Rail strike blocked by legal challenge
BARRIE CLEMENT
Labour Editor
Train drivers' leaders yesterday postponed the start of their campaign of six 24-hour strikes after a legal challenge.
The first day-long stoppage is now scheduled for tomorrow week instead of next Tuesday. The Cardiff Railway Company argued that it had not received the seven days' notice of industrial action required under law.
A British Rail spokesman said the decision to switch the first day's action would cause additional hardship because it would hit families planning weekend trips. The spokesman said management had asked Aslef, the train drivers' union, to think again about its planned disruption. No peace talks are planned.
Lew Adams, the union's general secretary, regretted the inconvenience caused to people who had already planned to make alternative travel arrangements for next Tuesday. He said that under the threat of a litigation the union had no alternative. Aslef plans strikes on 18 and 27 July, 8 and 25 August and 12 September. RMT, the industry's largest union, is announcing the result of its strike ballot tomorrow.

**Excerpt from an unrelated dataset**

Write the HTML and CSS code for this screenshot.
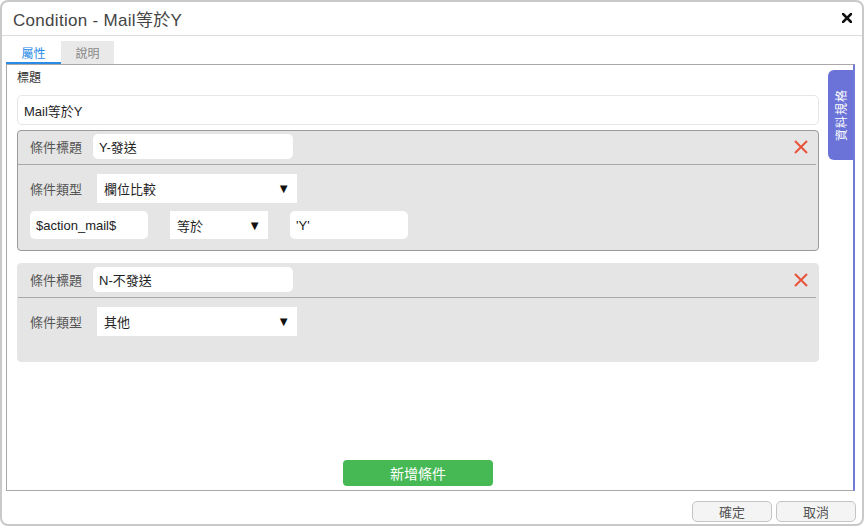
FILE: index.html
```html
<!DOCTYPE html>
<html lang="zh-Hant">
<head>
  <meta charset="UTF-8" />
  <title>Condition - Mail等於Y</title>
  <link rel="stylesheet" href="styles.css">
</head>
<body>
  <div class="dialog">
    <div class="titlebar">
      <span class="title">Condition - Mail等於Y</span>
      <svg class="close" width="10" height="10" viewBox="0 0 10 10"><path d="M1 1L9 9M9 1L1 9" stroke="#111" stroke-width="2.6" stroke-linecap="square"/></svg>
    </div>

    <div class="main">
      <div class="tabs">
        <div class="tab active">屬性</div>
        <div class="tab">說明</div>
      </div>

      <div class="panel">
        <div class="field-label">標題</div>
        <div class="box wide">Mail等於Y</div>

        <div class="card selected">
          <div class="card-head">
            <span class="lbl">條件標題</span>
            <div class="box head-box">Y-發送</div>
            <svg class="remove" width="14" height="14" viewBox="0 0 14 14"><path d="M1 1L13 13M13 1L1 13" stroke="#e8533a" stroke-width="2"/></svg>
          </div>
          <div class="card-row">
            <span class="lbl">條件類型</span>
            <div class="select type-select"><span>欄位比較</span><span class="arrow">▼</span></div>
          </div>
          <div class="card-row compare">
            <div class="box small">$action_mail$</div>
            <div class="select op-select"><span>等於</span><span class="arrow">▼</span></div>
            <div class="box small">'Y'</div>
          </div>
        </div>

        <div class="card loose">
          <div class="card-head">
            <span class="lbl">條件標題</span>
            <div class="box head-box">N-不發送</div>
            <svg class="remove" width="14" height="14" viewBox="0 0 14 14"><path d="M1 1L13 13M13 1L1 13" stroke="#e8533a" stroke-width="2"/></svg>
          </div>
          <div class="card-row">
            <span class="lbl">條件類型</span>
            <div class="select type-select"><span>其他</span><span class="arrow">▼</span></div>
          </div>
        </div>

        <button class="add-btn">新增條件</button>

        <div class="side-tab"><span>資料規格</span></div>
      </div>
    </div>

    <div class="footer">
      <button class="btn">確定</button>
      <button class="btn">取消</button>
    </div>
  </div>
</body>
</html>
```

FILE: styles.css
```css
* { box-sizing: border-box; }
body { margin: 0; font-family: "Liberation Sans", "Noto Sans CJK TC", sans-serif; background: #fff; }

.dialog { width: 864px; height: 526px; border: 2px solid #c9c9c9; border-radius: 8px; background: #fff; display: flex; flex-direction: column; }

.titlebar { height: 34px; border-bottom: 1px solid #dcdcdc; display: flex; align-items: center; justify-content: space-between; padding: 0 10px 0 11px; }
.title { font-size: 17px; color: #444; letter-spacing: 0.3px; }
.close { margin-top: -1px; }

.main { padding: 5px 7px 0 4px; }
.tabs { display: flex; height: 23px; }
.tab { width: 53px; font-size: 12px; color: #888; background: #e9e9e9; display: flex; align-items: center; justify-content: center; }
.tab.active { width: 55px; background: #fff; color: #2a8be6; border-bottom: 2px solid #2a8be6; padding-top: 2px; }

.panel { position: relative; height: 427px; border: 1px solid #a9a9a9; border-right: 2px solid #7179d9; padding: 5px 34px 4px 10px; display: flex; flex-direction: column; }
.field-label { font-size: 12px; color: #333; line-height: 16px; }

.box { background: #fff; border-radius: 5px; font-size: 13px; color: #222; display: flex; align-items: center; padding-left: 6px; }
.box.wide { height: 30px; margin-top: 9px; border: 1px solid #e6e6e6; }

.card { margin-top: 5px; background: #e5e5e5; border: 1px solid #e5e5e5; border-radius: 4px; padding-bottom: 11px; }
.card.selected { border-color: #9a9a9a; }
.card.loose { margin-top: 12px; padding-bottom: 25px; }

.card-head { display: flex; align-items: center; padding: 3px 0 5px 12px; margin-right: 2px; border-bottom: 1px solid #a9a9a9; }
.lbl { font-size: 13px; color: #555; width: 63px; }
.head-box { width: 200px; height: 25px; }
.remove { margin-left: auto; margin-right: 8px; }

.card-row { display: flex; align-items: center; padding: 9px 0 0 12px; }
.card-row .lbl { width: 67px; }
.card-row.compare { padding-top: 8px; gap: 22px; }

.select { background: #fff; height: 29px; font-size: 13px; color: #222; display: flex; align-items: center; justify-content: space-between; padding: 0 7px 0 7px; }
.type-select { width: 200px; }
.op-select { width: 98px; height: 28px; }
.arrow { font-size: 13px; color: #111; }
.box.small { width: 118px; height: 28px; }

.add-btn { margin: auto auto 0 auto; width: 150px; height: 26px; border: none; border-radius: 4px; background: #46b955; color: #fff; font-family: inherit; font-size: 14px; }

.side-tab { position: absolute; top: 5px; right: 0; width: 25px; height: 90px; background: #6b73d8; border-radius: 6px 0 0 6px; display: flex; align-items: center; justify-content: center; }
.side-tab span { writing-mode: vertical-rl; text-orientation: sideways; transform: rotate(180deg); color: #fff; font-size: 12px; letter-spacing: 1px; }

.footer { display: flex; justify-content: flex-end; gap: 4px; padding: 10px 6px 0 0; }
.btn { width: 80px; height: 21px; border: 1px solid #c4c4c4; border-radius: 5px; background: #f4f4f4; color: #555; font-family: inherit; font-size: 13px; padding: 0; }
```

Tony Blair will almost certainly face questions about the dispute when he speaks at the biennial delegate conference of the Transport and General Workers' Union next Monday.
Mr Blair's appearance also follows a TUC report published yesterday which keeps up the pressure on the Labour leadership to set a figure for a national minimum wage ahead of the next general election. Published ahead of a TUC-sponsored conference today on a statutory minimum wage, it says that one in four workers would benefit from a pounds 4 lower limit.
The day after Mr Blair's speech to T&G delegates, the union, Labour's largest affiliate, debates motions in effect calling on the party to drop its commitment to a low pay commission which would advise a Blair administration on the level of a minimum wage. Some of the conference delegates will urge the union to propose a pounds 7 lower limit.